As is typical, my own child’s well-being and safety is more important to me than than the well-being of all other children.
Next in the hierarchy are other children that I know and care about.
Third are children that are complete strangers.
Of course I get the most control over the safety of my own child. I can bolt my TV to the wall properly and get vaccinations. If I’m extremely concerned, I can even get titers done for some diseases to confirm immunity and get extra boosters accordingly.
I have little say in the safety of the next tier, but I can attempt to exert some influence or help bolt TVs to the wall.
The third tier children, children that are strangers… Well, I’d rather none die, of course, but if I happen to see on the news or whatever that a tot has died, what’s it to me if he died from measles because he was infected by an unvaccinated child even though he was vaccinated himself or if he was smashed by an unsecured TV? As far as I’m concerned, both deaths should have been preventable, but actually the TV smashing death was actually more preventable, since people don’t put up such a fuss about how attaching the TV to the wall might harm their child, so we ought to be able to at least cut down on THOSE deaths, because who is even fighting against it?
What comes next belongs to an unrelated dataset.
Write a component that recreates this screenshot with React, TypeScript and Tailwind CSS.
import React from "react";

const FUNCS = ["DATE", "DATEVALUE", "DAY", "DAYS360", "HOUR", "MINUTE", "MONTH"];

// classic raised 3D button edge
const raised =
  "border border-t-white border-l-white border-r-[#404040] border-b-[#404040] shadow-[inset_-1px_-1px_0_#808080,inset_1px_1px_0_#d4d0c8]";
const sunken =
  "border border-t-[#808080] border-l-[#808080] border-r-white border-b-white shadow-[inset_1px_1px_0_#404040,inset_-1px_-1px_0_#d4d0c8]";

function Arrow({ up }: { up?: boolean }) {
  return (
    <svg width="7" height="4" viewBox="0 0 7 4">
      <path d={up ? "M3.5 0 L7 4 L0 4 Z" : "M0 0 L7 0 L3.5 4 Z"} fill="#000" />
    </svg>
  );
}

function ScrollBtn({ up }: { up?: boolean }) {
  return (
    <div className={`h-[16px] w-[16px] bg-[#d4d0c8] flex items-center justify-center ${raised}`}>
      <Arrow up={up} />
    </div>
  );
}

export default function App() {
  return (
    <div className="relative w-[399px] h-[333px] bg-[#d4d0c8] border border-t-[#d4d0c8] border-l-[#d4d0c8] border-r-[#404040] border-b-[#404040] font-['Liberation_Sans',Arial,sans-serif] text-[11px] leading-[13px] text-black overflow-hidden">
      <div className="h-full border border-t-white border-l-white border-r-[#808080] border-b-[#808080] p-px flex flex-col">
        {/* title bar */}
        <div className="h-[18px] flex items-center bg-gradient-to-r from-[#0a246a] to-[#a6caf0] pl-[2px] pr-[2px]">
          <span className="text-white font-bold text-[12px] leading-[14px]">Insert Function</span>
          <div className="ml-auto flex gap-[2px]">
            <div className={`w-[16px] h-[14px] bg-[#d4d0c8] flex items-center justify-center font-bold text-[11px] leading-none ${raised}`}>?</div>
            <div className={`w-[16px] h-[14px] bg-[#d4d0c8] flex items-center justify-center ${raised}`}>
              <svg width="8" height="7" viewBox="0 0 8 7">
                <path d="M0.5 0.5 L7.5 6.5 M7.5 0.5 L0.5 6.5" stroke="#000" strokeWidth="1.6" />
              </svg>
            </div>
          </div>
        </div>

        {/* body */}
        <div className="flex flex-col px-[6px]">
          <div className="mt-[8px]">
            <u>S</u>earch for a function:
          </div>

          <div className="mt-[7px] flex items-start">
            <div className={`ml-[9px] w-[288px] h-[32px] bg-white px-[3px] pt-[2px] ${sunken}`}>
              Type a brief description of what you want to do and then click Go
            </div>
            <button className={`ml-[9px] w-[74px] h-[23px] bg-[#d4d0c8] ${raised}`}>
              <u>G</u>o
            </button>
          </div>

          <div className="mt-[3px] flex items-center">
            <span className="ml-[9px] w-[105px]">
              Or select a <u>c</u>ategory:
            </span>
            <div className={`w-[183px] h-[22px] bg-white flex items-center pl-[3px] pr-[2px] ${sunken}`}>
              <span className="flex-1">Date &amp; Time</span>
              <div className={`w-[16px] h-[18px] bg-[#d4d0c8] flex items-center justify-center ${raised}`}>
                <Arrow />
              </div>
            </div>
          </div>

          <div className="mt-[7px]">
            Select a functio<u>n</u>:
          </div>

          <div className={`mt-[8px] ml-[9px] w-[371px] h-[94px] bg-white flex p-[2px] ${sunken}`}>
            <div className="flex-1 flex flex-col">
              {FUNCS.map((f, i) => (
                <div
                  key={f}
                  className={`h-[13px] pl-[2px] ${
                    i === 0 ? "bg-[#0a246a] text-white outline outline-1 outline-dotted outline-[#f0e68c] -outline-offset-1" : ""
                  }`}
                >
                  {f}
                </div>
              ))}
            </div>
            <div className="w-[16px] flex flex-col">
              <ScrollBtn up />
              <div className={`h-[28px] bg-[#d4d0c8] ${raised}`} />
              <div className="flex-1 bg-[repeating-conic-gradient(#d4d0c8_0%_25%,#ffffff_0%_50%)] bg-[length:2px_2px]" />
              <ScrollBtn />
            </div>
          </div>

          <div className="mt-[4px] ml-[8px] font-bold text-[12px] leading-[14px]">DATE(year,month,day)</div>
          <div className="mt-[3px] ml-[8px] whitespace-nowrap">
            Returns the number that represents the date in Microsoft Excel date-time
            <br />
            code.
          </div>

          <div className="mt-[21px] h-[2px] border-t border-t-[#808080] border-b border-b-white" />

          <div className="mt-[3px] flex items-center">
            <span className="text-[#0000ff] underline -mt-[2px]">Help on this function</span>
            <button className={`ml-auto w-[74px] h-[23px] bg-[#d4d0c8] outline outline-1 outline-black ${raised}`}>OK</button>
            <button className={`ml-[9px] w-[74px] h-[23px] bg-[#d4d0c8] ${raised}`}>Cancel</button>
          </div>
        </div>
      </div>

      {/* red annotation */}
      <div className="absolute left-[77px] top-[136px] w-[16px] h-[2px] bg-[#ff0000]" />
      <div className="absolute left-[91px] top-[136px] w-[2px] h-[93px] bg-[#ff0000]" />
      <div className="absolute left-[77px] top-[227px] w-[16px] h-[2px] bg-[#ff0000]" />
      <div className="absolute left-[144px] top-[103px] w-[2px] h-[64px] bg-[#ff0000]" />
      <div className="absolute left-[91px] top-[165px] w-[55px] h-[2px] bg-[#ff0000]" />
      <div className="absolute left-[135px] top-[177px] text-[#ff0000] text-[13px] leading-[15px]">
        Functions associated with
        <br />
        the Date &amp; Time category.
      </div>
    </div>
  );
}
Instead, they apparently increase drastically every year.
In both cases, a random child has died because of an adult’s negligence. Neither child was property, but a person unto themselves. I don’t care more about protecting the vaccinated child than unvaccinated children.
Do you not get that your proposed methods (the full of lies Dr. Sears’s schedule and advertising) are both ineffective and likely to do nothing more than increase the number of anti-vaxers?